§ **Task objective**: Take the data below and copy exactly the lines starting at the one with "Write the React, TypeScript" and finishing at the one with "items-center justify-center gap-[4px]", both included.

─── Materials provided

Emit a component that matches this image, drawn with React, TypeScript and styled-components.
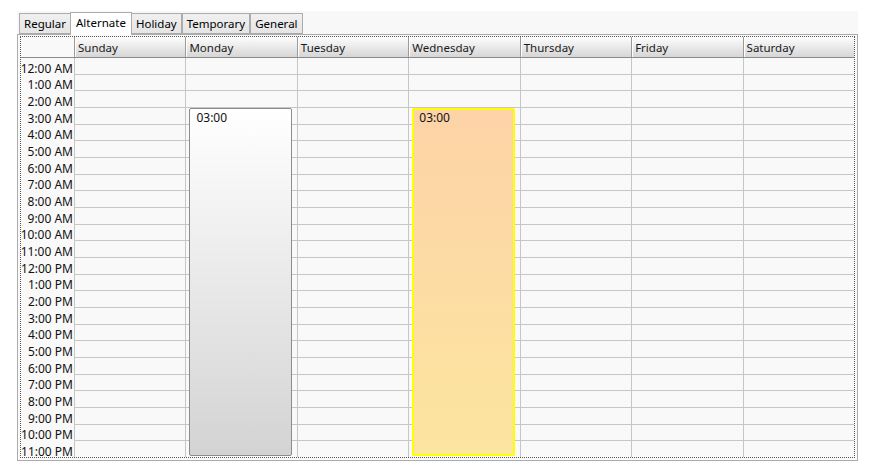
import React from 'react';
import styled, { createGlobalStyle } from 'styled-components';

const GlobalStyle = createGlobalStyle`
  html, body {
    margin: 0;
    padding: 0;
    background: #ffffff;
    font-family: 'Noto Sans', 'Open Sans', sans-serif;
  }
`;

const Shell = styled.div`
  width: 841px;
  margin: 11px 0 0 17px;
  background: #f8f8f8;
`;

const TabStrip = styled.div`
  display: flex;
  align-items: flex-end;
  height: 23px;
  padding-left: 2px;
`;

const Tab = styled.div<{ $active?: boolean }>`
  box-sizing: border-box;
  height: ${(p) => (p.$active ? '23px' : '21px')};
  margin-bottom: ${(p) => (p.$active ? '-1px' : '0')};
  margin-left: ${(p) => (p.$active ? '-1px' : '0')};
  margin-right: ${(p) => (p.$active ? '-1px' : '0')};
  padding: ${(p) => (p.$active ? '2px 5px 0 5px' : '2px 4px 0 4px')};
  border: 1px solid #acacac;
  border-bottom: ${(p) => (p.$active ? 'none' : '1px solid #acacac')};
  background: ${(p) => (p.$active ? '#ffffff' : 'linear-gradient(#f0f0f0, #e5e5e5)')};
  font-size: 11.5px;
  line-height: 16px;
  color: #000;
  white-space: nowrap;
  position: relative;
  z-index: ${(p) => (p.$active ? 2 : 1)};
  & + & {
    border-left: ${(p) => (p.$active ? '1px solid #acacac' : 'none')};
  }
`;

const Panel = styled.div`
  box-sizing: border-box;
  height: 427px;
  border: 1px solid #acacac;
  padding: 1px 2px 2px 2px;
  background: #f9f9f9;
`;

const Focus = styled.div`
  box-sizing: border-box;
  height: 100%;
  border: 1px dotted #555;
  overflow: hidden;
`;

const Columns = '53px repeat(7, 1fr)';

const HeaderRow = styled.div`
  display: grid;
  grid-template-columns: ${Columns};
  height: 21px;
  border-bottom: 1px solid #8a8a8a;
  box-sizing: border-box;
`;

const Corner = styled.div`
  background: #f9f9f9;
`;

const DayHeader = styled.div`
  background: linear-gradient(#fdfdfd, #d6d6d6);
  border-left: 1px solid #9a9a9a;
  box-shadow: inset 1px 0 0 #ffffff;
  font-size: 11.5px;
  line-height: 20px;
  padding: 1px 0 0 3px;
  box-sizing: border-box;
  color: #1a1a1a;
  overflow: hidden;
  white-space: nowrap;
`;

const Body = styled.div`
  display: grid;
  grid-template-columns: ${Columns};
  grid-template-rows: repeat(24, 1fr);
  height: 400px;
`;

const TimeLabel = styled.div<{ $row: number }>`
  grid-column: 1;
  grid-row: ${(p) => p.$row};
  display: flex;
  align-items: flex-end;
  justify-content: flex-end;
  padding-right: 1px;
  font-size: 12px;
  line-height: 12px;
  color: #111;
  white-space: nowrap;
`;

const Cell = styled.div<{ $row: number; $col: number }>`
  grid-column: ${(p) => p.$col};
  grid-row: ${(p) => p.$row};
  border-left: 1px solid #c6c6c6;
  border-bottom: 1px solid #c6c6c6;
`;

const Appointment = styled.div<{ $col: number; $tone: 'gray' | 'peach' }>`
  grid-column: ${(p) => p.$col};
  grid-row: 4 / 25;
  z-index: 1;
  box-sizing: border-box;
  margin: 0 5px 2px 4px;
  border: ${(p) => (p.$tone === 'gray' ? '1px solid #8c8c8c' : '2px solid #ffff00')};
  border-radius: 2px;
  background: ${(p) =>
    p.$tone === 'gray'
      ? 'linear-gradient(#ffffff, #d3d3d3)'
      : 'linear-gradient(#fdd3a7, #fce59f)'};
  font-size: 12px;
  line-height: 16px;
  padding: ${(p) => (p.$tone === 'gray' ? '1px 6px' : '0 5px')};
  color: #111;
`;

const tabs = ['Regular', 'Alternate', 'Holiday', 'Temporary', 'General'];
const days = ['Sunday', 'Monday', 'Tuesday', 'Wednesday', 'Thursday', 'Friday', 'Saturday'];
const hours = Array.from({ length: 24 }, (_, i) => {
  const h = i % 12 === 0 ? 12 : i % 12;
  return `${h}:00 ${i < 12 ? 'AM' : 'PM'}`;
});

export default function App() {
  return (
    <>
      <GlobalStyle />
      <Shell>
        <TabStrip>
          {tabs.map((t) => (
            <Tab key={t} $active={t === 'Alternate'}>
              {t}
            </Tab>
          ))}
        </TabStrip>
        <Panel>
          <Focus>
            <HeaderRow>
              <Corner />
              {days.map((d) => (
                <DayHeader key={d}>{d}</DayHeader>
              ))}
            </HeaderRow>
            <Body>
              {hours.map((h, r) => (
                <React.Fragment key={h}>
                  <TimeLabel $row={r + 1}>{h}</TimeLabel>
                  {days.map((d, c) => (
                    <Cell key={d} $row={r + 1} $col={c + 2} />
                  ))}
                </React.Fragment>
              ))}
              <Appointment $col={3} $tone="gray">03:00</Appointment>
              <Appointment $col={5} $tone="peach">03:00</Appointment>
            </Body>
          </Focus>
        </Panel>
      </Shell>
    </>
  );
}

──────
─── Materials provided

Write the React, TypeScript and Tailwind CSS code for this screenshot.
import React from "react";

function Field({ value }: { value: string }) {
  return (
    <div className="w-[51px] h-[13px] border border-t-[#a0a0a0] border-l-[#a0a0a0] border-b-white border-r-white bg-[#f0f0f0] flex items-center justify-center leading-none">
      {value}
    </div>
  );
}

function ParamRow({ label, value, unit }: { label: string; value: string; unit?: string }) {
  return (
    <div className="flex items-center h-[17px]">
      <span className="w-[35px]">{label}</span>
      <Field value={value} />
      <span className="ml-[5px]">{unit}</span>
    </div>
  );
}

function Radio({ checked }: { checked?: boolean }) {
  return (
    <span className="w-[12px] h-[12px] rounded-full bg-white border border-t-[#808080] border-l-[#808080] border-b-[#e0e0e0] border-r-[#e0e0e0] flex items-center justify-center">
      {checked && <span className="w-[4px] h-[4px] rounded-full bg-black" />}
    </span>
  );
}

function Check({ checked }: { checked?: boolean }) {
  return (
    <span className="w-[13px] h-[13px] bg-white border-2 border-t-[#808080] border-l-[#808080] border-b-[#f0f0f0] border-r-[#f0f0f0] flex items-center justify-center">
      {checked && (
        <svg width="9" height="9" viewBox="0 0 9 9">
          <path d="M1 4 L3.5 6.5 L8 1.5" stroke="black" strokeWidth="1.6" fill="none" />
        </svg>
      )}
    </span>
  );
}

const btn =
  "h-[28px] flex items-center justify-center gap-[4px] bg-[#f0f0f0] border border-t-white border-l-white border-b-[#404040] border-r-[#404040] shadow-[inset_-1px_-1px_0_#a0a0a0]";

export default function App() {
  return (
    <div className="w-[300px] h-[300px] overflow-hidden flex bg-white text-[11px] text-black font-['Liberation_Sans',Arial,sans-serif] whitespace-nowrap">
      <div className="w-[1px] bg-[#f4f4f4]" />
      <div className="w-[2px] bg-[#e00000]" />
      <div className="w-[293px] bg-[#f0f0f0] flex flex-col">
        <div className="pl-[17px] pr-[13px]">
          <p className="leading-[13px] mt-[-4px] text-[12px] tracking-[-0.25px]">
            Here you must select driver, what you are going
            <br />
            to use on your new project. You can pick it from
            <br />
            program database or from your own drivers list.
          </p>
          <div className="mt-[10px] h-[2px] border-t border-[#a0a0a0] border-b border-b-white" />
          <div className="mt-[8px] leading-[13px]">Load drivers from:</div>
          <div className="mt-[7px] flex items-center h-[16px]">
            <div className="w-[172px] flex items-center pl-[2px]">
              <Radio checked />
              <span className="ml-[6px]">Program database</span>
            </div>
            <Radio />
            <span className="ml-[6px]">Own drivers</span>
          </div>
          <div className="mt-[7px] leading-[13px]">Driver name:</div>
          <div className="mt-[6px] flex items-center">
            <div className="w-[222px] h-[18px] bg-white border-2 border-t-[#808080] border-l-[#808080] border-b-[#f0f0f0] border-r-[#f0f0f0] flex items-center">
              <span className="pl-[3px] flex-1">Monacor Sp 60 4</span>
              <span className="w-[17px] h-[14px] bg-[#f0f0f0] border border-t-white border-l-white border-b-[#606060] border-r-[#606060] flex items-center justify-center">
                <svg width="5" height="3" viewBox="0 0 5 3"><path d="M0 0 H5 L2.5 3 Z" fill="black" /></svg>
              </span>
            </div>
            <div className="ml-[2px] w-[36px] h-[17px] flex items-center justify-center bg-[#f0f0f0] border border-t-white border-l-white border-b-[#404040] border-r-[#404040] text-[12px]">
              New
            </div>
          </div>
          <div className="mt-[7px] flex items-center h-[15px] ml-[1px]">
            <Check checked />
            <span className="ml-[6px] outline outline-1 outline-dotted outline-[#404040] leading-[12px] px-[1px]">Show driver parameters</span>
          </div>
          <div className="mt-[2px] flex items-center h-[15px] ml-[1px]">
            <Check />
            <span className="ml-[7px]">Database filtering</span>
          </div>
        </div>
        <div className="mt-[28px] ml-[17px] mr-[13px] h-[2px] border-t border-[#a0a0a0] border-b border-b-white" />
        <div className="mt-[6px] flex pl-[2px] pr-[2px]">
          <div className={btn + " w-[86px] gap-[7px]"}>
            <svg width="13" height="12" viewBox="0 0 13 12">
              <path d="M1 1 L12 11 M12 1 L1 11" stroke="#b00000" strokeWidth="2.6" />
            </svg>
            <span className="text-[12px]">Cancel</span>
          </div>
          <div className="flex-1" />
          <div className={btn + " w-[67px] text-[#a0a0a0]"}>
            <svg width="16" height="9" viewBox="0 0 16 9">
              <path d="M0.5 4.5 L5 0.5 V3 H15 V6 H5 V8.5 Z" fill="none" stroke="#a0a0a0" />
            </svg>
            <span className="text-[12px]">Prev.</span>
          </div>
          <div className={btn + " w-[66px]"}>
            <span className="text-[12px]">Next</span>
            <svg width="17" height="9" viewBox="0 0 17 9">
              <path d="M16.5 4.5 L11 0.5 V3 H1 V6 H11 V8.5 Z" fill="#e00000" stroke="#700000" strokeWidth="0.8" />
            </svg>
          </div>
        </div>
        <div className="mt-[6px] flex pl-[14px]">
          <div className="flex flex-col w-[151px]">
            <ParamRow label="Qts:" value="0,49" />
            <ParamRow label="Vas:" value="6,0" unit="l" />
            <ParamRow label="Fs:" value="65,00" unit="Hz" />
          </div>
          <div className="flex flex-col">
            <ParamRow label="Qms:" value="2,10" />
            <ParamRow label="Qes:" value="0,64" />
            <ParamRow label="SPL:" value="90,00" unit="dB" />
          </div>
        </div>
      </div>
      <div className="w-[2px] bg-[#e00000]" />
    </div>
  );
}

──────

§ **Exercise output**:
Write the React, TypeScript and Tailwind CSS code for this screenshot.
import React from "react";

function Field({ value }: { value: string }) {
  return (
    <div className="w-[51px] h-[13px] border border-t-[#a0a0a0] border-l-[#a0a0a0] border-b-white border-r-white bg-[#f0f0f0] flex items-center justify-center leading-none">
      {value}
    </div>
  );
}

function ParamRow({ label, value, unit }: { label: string; value: string; unit?: string }) {
  return (
    <div className="flex items-center h-[17px]">
      <span className="w-[35px]">{label}</span>
      <Field value={value} />
      <span className="ml-[5px]">{unit}</span>
    </div>
  );
}

function Radio({ checked }: { checked?: boolean }) {
  return (
    <span className="w-[12px] h-[12px] rounded-full bg-white border border-t-[#808080] border-l-[#808080] border-b-[#e0e0e0] border-r-[#e0e0e0] flex items-center justify-center">
      {checked && <span className="w-[4px] h-[4px] rounded-full bg-black" />}
    </span>
  );
}

function Check({ checked }: { checked?: boolean }) {
  return (
    <span className="w-[13px] h-[13px] bg-white border-2 border-t-[#808080] border-l-[#808080] border-b-[#f0f0f0] border-r-[#f0f0f0] flex items-center justify-center">
      {checked && (
        <svg width="9" height="9" viewBox="0 0 9 9">
          <path d="M1 4 L3.5 6.5 L8 1.5" stroke="black" strokeWidth="1.6" fill="none" />
        </svg>
      )}
    </span>
  );
}

const btn =
  "h-[28px] flex items-center justify-center gap-[4px] bg-[#f0f0f0] border border-t-white border-l-white border-b-[#404040] border-r-[#404040] shadow-[inset_-1px_-1px_0_#a0a0a0]";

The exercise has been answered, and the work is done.